• EXERCISE BRIEF
Gather up all lines that carry the word "with".

• RECORDED INFORMATION

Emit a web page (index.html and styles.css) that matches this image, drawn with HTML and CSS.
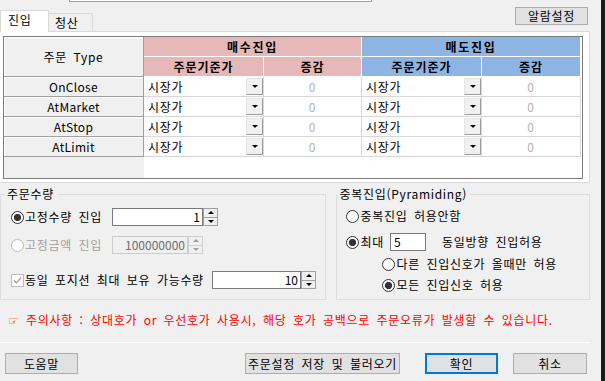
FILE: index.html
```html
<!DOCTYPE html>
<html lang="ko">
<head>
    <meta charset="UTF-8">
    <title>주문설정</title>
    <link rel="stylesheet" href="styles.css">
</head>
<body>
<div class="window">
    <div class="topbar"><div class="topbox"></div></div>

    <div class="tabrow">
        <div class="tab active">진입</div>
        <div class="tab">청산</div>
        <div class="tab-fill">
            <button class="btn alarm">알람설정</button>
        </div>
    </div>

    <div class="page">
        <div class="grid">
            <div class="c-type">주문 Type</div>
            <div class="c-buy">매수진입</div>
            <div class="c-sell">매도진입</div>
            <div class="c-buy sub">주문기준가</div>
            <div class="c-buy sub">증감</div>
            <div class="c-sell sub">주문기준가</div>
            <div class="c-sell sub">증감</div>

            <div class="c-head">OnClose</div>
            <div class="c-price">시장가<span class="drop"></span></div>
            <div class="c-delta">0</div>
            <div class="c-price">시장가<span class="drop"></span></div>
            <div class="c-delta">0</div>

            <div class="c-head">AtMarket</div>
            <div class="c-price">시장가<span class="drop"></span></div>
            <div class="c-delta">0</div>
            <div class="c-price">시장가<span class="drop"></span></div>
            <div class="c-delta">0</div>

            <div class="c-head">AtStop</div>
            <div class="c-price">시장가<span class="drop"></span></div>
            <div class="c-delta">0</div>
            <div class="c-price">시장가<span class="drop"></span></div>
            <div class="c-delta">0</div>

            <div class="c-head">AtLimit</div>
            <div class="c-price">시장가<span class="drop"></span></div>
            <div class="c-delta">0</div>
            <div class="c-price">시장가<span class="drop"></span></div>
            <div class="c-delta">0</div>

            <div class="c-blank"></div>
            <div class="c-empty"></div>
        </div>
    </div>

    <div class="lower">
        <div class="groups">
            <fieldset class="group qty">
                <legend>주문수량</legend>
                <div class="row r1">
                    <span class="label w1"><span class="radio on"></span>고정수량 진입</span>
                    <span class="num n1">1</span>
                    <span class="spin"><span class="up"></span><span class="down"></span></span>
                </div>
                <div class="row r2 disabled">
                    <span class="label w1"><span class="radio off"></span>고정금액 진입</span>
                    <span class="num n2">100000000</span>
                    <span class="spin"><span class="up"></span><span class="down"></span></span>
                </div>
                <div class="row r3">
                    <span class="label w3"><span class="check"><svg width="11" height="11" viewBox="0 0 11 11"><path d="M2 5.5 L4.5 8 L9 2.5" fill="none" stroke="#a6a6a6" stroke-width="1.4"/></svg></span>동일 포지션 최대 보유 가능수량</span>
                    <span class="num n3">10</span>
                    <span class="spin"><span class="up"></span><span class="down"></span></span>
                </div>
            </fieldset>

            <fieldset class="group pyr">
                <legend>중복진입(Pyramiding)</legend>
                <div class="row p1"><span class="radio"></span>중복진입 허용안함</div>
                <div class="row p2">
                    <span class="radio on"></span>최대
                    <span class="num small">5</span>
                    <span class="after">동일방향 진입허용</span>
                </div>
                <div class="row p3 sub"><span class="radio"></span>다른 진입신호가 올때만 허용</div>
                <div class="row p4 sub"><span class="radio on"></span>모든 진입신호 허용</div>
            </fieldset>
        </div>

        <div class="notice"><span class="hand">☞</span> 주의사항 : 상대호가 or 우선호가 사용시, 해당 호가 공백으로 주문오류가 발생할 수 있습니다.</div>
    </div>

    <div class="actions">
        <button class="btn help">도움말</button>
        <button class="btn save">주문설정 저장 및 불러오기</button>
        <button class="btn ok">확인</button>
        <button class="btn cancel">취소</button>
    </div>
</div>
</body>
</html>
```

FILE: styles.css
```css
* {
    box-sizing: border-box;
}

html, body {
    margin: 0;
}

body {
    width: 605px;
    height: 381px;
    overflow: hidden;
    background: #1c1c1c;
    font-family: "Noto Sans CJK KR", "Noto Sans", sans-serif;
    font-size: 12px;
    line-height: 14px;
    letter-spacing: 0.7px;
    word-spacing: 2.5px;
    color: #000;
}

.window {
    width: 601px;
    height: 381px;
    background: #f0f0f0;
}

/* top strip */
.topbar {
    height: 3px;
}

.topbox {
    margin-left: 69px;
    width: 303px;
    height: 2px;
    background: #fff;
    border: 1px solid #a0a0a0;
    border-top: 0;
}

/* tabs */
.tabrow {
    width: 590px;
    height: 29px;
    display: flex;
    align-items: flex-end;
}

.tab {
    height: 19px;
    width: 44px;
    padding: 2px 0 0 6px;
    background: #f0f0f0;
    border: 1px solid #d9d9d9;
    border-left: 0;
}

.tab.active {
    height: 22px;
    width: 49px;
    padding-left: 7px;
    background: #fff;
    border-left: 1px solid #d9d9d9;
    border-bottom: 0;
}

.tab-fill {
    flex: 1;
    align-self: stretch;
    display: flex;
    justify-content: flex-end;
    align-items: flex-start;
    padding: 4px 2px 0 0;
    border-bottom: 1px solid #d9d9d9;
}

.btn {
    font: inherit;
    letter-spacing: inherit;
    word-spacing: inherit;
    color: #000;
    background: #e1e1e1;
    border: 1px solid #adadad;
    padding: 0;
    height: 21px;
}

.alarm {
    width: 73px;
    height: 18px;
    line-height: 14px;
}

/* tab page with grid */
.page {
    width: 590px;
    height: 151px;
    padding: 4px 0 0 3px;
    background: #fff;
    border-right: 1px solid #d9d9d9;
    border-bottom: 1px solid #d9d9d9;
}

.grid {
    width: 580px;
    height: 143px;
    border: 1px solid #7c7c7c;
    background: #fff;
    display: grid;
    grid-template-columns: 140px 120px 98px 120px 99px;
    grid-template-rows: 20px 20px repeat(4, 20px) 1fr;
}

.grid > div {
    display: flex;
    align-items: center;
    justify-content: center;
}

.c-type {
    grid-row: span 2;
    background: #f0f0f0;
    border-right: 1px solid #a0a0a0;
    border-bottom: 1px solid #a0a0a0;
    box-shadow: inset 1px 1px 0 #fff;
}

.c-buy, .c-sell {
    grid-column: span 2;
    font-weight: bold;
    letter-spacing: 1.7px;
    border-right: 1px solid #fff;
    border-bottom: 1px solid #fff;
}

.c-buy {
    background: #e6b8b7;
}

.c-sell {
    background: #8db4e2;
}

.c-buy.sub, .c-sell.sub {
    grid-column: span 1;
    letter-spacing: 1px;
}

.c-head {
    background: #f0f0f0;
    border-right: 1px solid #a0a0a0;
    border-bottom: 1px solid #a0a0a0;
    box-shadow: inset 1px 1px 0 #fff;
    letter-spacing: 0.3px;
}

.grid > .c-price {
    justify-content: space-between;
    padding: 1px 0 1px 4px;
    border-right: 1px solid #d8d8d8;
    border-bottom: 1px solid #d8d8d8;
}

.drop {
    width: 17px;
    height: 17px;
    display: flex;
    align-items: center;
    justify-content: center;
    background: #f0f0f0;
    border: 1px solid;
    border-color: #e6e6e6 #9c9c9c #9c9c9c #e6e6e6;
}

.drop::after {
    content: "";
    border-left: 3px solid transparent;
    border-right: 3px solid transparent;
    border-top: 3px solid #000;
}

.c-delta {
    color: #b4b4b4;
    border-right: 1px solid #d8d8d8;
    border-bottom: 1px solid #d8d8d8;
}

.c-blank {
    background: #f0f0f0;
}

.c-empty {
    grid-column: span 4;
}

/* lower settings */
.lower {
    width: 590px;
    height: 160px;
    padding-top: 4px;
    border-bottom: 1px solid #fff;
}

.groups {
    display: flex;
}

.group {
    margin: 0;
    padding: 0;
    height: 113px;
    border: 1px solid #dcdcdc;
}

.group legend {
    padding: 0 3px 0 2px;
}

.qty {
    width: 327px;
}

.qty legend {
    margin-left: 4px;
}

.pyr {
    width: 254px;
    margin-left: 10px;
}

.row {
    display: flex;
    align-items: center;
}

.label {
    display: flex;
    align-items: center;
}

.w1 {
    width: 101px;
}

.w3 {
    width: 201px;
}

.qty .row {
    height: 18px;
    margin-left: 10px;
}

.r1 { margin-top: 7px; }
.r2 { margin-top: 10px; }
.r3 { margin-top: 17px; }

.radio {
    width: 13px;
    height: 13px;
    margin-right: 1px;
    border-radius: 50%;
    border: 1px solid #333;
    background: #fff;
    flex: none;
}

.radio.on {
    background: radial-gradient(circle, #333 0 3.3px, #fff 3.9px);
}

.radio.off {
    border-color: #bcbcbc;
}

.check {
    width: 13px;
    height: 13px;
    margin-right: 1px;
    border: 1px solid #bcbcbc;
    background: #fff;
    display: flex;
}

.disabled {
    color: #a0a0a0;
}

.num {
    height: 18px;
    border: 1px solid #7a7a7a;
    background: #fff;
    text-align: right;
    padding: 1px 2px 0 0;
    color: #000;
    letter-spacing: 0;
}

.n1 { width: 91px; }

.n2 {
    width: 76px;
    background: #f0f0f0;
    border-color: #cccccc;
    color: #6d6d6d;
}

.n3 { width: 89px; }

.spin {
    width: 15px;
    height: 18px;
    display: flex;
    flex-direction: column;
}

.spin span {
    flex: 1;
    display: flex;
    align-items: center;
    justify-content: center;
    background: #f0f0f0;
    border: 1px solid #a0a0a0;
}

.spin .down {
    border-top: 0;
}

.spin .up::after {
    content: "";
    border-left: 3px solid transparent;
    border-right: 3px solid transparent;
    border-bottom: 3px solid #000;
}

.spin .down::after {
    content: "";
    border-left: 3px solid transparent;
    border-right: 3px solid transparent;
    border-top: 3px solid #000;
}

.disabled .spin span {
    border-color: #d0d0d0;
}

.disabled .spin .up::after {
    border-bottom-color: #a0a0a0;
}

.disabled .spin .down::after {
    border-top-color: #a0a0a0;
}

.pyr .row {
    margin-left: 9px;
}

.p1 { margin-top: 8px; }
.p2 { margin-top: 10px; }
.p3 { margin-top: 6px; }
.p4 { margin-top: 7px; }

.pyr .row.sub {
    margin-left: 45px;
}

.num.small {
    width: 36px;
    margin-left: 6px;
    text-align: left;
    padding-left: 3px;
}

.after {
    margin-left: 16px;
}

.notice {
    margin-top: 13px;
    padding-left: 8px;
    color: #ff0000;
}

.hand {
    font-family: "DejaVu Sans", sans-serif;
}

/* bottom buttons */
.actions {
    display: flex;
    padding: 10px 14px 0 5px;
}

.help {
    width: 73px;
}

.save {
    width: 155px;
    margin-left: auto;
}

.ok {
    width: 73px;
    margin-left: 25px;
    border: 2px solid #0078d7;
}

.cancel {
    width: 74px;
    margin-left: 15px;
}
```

• SOLUTION TO THIS PROBLEM
Emit a web page (index.html and styles.css) that matches this image, drawn with HTML and CSS.
/* tab page with grid */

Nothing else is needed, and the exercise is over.